**Data for the task**
==*==
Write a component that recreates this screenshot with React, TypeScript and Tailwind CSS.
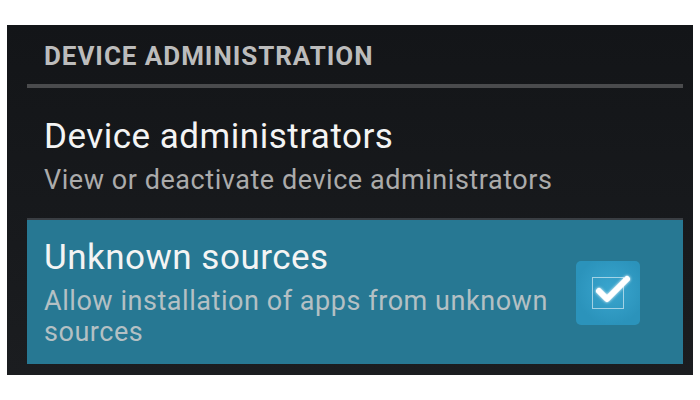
export default function App() {
  return (
    <div className="min-h-[400px] w-[700px] bg-white pt-[25px] font-['Roboto',sans-serif]">
      <div className="ml-[7px] h-[350px] w-[686px] bg-gradient-to-b from-[#131518] to-[#1b1d20] pl-[20px] pr-[10px] pt-[18px]">
        <div className="pl-[17px] text-[26px] font-bold leading-[26px] tracking-[0.95px] text-[#bcbcbc]">DEVICE ADMINISTRATION</div>
        <div className="mt-[15px] h-[4px] bg-[#4a4b4d]" />

        <div className="pl-[17px] pt-[31px] pb-[22px]">
          <div className="text-[35px] leading-[35px] tracking-[0.5px] text-[#f4f4f4]">Device administrators</div>
          <div className="mt-[11px] text-[27px] leading-[31px] tracking-[0.55px] text-[#ababab]">View or deactivate device administrators</div>
        </div>
        <div className="h-[2px] bg-[#3a3e43]" />

        <div className="flex items-center bg-[#277893] pl-[17px] pr-[43px] pt-[20px] pb-[16px]">
          <div className="flex-1 pr-[20px]">
            <div className="text-[35px] leading-[35px] tracking-[0.5px] text-[#f4f4f4]">Unknown sources</div>
            <div className="mt-[11px] text-[27px] leading-[31px] tracking-[0.55px] text-[#b4c0c4]">
              Allow installation of apps from unknown sources
            </div>
          </div>
          <div className="relative mb-[2px] h-[64px] w-[64px] rounded-[5px] bg-[radial-gradient(circle_at_55%_45%,#3aa6cf,#2b93bb_70%)]">
            <svg width="64" height="64" viewBox="0 0 64 64" className="absolute inset-0">
              <defs>
                <filter id="glow" x="-50%" y="-50%" width="200%" height="200%">
                  <feGaussianBlur stdDeviation="1.5" result="b" />
                  <feMerge>
                    <feMergeNode in="b" />
                    <feMergeNode in="SourceGraphic" />
                  </feMerge>
                </filter>
              </defs>
              <rect x="16.5" y="16.5" width="31" height="31" fill="none" stroke="rgba(255,255,255,0.55)" strokeWidth="1" />
              <polyline
                points="23,30 31,38 51,18"
                fill="none"
                stroke="#ffffff"
                strokeWidth="6"
                strokeLinecap="round"
                strokeLinejoin="round"
                filter="url(#glow)"
              />
            </svg>
          </div>
        </div>
      </div>
    </div>
  );
}
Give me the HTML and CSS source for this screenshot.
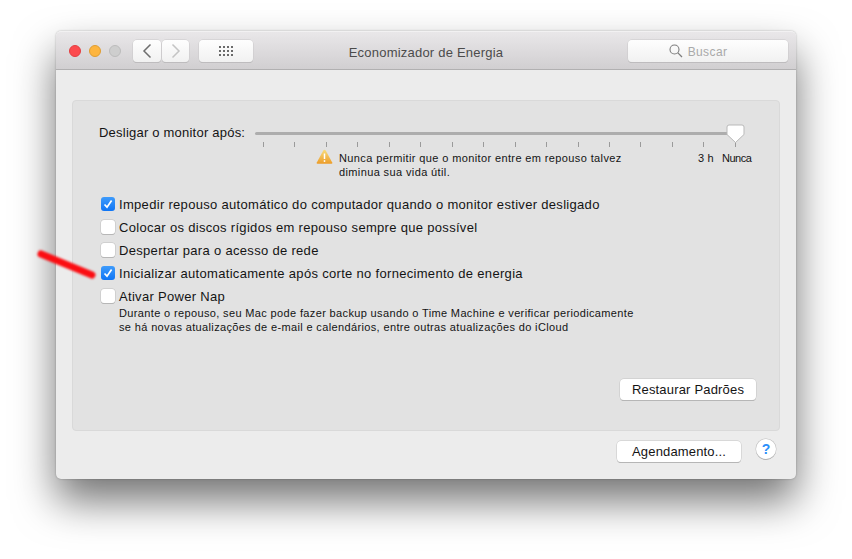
FILE: index.html
```html
<!DOCTYPE html>
<html lang="pt">
<head>
<meta charset="utf-8">
<title>Economizador de Energia</title>
<link rel="stylesheet" href="styles.css">
</head>
<body>
<div class="window">
  <header class="toolbar">
    <div class="lights">
      <span class="light red"></span>
      <span class="light yellow"></span>
      <span class="light gray"></span>
    </div>
    <div class="nav">
      <span class="tool nav-btn"><svg width="12" height="16" viewBox="0 0 12 16"><path d="M9.5 1.5 L3 8 L9.5 14.5" fill="none" stroke="#6e6e6e" stroke-width="1.5"/></svg></span>
      <span class="tool nav-btn"><svg width="12" height="16" viewBox="0 0 12 16"><path d="M2.5 1.5 L9 8 L2.5 14.5" fill="none" stroke="#c4c4c4" stroke-width="1.5"/></svg></span>
    </div>
    <span class="tool grid-btn">
      <svg width="15" height="11" viewBox="0 0 15 11" fill="#6a6a6a">
        <rect x="0" y="0" width="2" height="2"/><rect x="4" y="0" width="2" height="2"/><rect x="8" y="0" width="2" height="2"/><rect x="12" y="0" width="2" height="2"/>
        <rect x="0" y="4" width="2" height="2"/><rect x="4" y="4" width="2" height="2"/><rect x="8" y="4" width="2" height="2"/><rect x="12" y="4" width="2" height="2"/>
        <rect x="0" y="8" width="2" height="2"/><rect x="4" y="8" width="2" height="2"/><rect x="8" y="8" width="2" height="2"/><rect x="12" y="8" width="2" height="2"/>
      </svg>
    </span>
    <div class="title">Economizador de Energia</div>
    <div class="tool search">
      <svg width="14" height="14" viewBox="0 0 14 14"><circle cx="5.5" cy="5.5" r="4.5" fill="none" stroke="#7d7d7d" stroke-width="1.1"/><path d="M8.9 8.9 L13 13" stroke="#7d7d7d" stroke-width="1.3"/></svg>
      <span>Buscar</span>
    </div>
  </header>

  <main class="content">
    <section class="panel">
      <div class="slider-row">
        <span class="slider-label">Desligar o monitor após:</span>
        <div class="slider">
          <div class="track"></div>
          <div class="ticks">
            <i></i><i></i><i></i><i></i><i></i><i></i><i></i><i></i>
            <i></i><i></i><i></i><i></i><i></i><i></i><i></i><i></i>
          </div>
          <svg class="thumb" width="19" height="20" viewBox="0 0 19 20"><path d="M3 1 H16 Q18 1 18 3 V10.5 L9.5 18.5 L1 10.5 V3 Q1 1 3 1 Z" fill="#fff" stroke="#b9b9b9" stroke-width="1"/></svg>
        </div>
      </div>

      <div class="note-row">
        <svg class="warn" width="17" height="16" viewBox="0 0 17 16">
          <defs><linearGradient id="wg" x1="0" y1="0" x2="0" y2="1"><stop offset="0" stop-color="#f8dc7c"/><stop offset="1" stop-color="#ec9c28"/></linearGradient></defs>
          <path d="M8.5 0.8 Q9.2 0.8 9.7 1.6 L16.2 13.4 Q16.8 14.8 15.4 14.8 H1.6 Q0.2 14.8 0.8 13.4 L7.3 1.6 Q7.8 0.8 8.5 0.8 Z" fill="url(#wg)"/>
          <path d="M8.5 4.5 V10" stroke="#fff" stroke-width="1.5"/><rect x="7.75" y="11.2" width="1.5" height="1.7" fill="#fff"/>
        </svg>
        <p class="note">Nunca permitir que o monitor entre em repouso talvez<br>diminua sua vida útil.</p>
        <span class="scale-a">3 h</span>
        <span class="scale-b">Nunca</span>
      </div>

      <ul class="options">
        <li class="option"><span class="box checked"><svg width="10" height="10" viewBox="0 0 10 10"><path d="M1.5 5.5 L4 8.2 L8.6 1.4" fill="none" stroke="#fff" stroke-width="1.7"/></svg></span>Impedir repouso automático do computador quando o monitor estiver desligado</li>
        <li class="option"><span class="box"></span>Colocar os discos rígidos em repouso sempre que possível</li>
        <li class="option"><span class="box"></span>Despertar para o acesso de rede</li>
        <li class="option"><span class="box checked"><svg width="10" height="10" viewBox="0 0 10 10"><path d="M1.5 5.5 L4 8.2 L8.6 1.4" fill="none" stroke="#fff" stroke-width="1.7"/></svg></span>Inicializar automaticamente após corte no fornecimento de energia</li>
        <li class="option"><span class="box"></span>Ativar Power Nap</li>
      </ul>
      <p class="nap-text">Durante o repouso, seu Mac pode fazer backup usando o Time Machine e verificar periodicamente<br>se há novas atualizações de e-mail e calendários, entre outras atualizações do iCloud</p>

      <div class="panel-actions">
        <span class="btn restore">Restaurar Padrões</span>
      </div>
    </section>
    <footer class="footer">
      <span class="btn schedule">Agendamento...</span>
      <span class="help">?</span>
    </footer>
  </main>
</div>
<svg class="annotation" width="60" height="30" viewBox="0 0 60 30"><path d="M4 4 L55 25" stroke="#fb0d12" stroke-width="7" stroke-linecap="round"/></svg>
</body>
</html>
```

FILE: styles.css
```css
* { box-sizing: border-box; }
html, body { margin: 0; padding: 0; }
body {
  width: 852px;
  height: 559px;
  overflow: hidden;
  position: relative;
  background: #fff;
  font-family: "Liberation Sans", Arial, sans-serif;
  font-size: 13px;
  color: #141414;
  padding: 31px 0 0 56px;
}
.window {
  width: 740px;
  height: 448px;
  border-radius: 5px;
  background: #ececec;
  box-shadow: 0 22px 42px rgba(0,0,0,.55), 0 0 2px rgba(0,0,0,.3);
  display: flex;
  flex-direction: column;
}
.toolbar {
  height: 39px;
  flex: none;
  display: flex;
  align-items: center;
  padding: 1px 8px 0 13px;
  background: linear-gradient(#e9e7e9, #d1cfd1);
  border-bottom: 1px solid #b1b0b1;
  border-top: 1px solid #f2f1f2;
  border-radius: 5px 5px 0 0;
}
.lights { display: flex; gap: 8px; width: 64px; flex: none; }
.light { width: 12px; height: 12px; border-radius: 50%; }
.red { background: #fc4a4e; border: 1px solid #e33e41; }
.yellow { background: #fdb53f; border: 1px solid #df9d32; }
.gray { background: #cecece; border: 1px solid #bcbcbc; }
.tool {
  height: 22px;
  background: linear-gradient(#fefefe, #f1f1f1);
  border-radius: 4px;
  box-shadow: 0 0 0 .5px #c9c8c9, 0 1px 0 #b2b1b2;
  display: flex;
  align-items: center;
  justify-content: center;
}
.nav { display: flex; gap: 1px; flex: none; }
.nav-btn { width: 28px; }
.nav-btn:last-child { width: 27px; }
.grid-btn { width: 54px; margin-left: 10px; flex: none; }
.grid-btn svg { margin-top: 1px; }
.title {
  flex: 1;
  text-align: center;
  color: #4b4b4b;
  font-size: 13px;
  letter-spacing: .22px;
  margin-right: 29px;
  padding-top: 2px;
}
.search {
  width: 160px;
  flex: none;
  gap: 5px;
  color: #a9a9a9;
  font-size: 12px;
  letter-spacing: .4px;
  padding-right: 20px;
}
.search span { padding-top: 1px; }
.content {
  flex: 1;
  display: flex;
  flex-direction: column;
  padding: 30px 16px 0;
}
.panel {
  width: 708px;
  height: 331px;
  flex: none;
  background: #e2e2e2;
  border: 1px solid #d9d9d9;
  border-radius: 4px;
  padding: 24px 0 0 26px;
  display: flex;
  flex-direction: column;
}
.slider-row { display: flex; align-items: flex-start; }
.slider-label { letter-spacing: .22px; width: 156px; flex: none; line-height: 16px; }
.slider { position: relative; width: 481px; padding-top: 7px; }
.track { height: 3px; background: #adadad; border-radius: 2px; }
.ticks {
  display: flex;
  justify-content: space-between;
  width: 473px;
  margin: 7px 0 0 8px;
}
.ticks i { width: 1px; height: 5px; background: #9a9a9a; display: block; }
.thumb { position: absolute; left: 471px; top: -1px; }
.note-row {
  display: flex;
  align-items: flex-start;
  font-size: 11px;
  margin: 4px 0 0 217px;
  letter-spacing: .38px;
  color: #141414;
}
.warn { flex: none; margin: -2px 6px 0 0; }
.note { margin: 0; width: 359px; line-height: 14px; flex: none; }
.scale-a { line-height: 14px; width: 24px; flex: none; letter-spacing: .2px; }
.scale-b { line-height: 14px; flex: none; letter-spacing: -.5px; }
.options { list-style: none; margin: 14px 0 0 2px; padding: 0; }
.option {
  display: flex;
  align-items: center;
  height: 23px;
  letter-spacing: .31px;
}
.box {
  width: 14px;
  height: 14px;
  flex: none;
  margin: -2px 4px 0 0;
  border-radius: 3px;
  background: #fff;
  box-shadow: 0 0 0 .5px #bdbdbd, 0 1px 0 #b0b0b0;
  display: flex;
  align-items: center;
  justify-content: center;
}
.checked { background: linear-gradient(#3e9bfb, #0f75f5); box-shadow: none; }
.nap-text {
  margin: -2px 0 0 20px;
  font-size: 11px;
  line-height: 14px;
  letter-spacing: .36px;
  color: #141414;
}
.panel-actions { display: flex; justify-content: flex-end; margin-top: 45px; padding-right: 23px; }
.btn {
  display: flex;
  align-items: center;
  justify-content: center;
  height: 21px;
  background: #fff;
  border-radius: 4px;
  box-shadow: 0 0 0 .5px #c4c4c4, 0 1px 0 #a8a8a8;
  letter-spacing: .18px;
}
.restore { width: 136px; }
.footer { display: flex; align-items: flex-start; justify-content: flex-end; margin-top: 10px; padding-right: 4px; gap: 15px; }
.schedule { width: 124px; letter-spacing: .15px; }
.help {
  width: 20px;
  height: 20px;
  margin-top: -2px;
  border-radius: 50%;
  background: #fff;
  box-shadow: 0 0 0 .5px #bcbcbc, 0 1px 0 #aaa;
  color: #2b8ffa;
  font-weight: bold;
  font-size: 14px;
  display: flex;
  align-items: center;
  justify-content: center;
}
.annotation { position: absolute; left: 37px; top: 250px; filter: blur(.8px); }
```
==*==
**Job**
Pick out the lines that contain "screenshot" and copy them.

**Task output**
Write a component that recreates this screenshot with React, TypeScript and Tailwind CSS.
Give me the HTML and CSS source for this screenshot.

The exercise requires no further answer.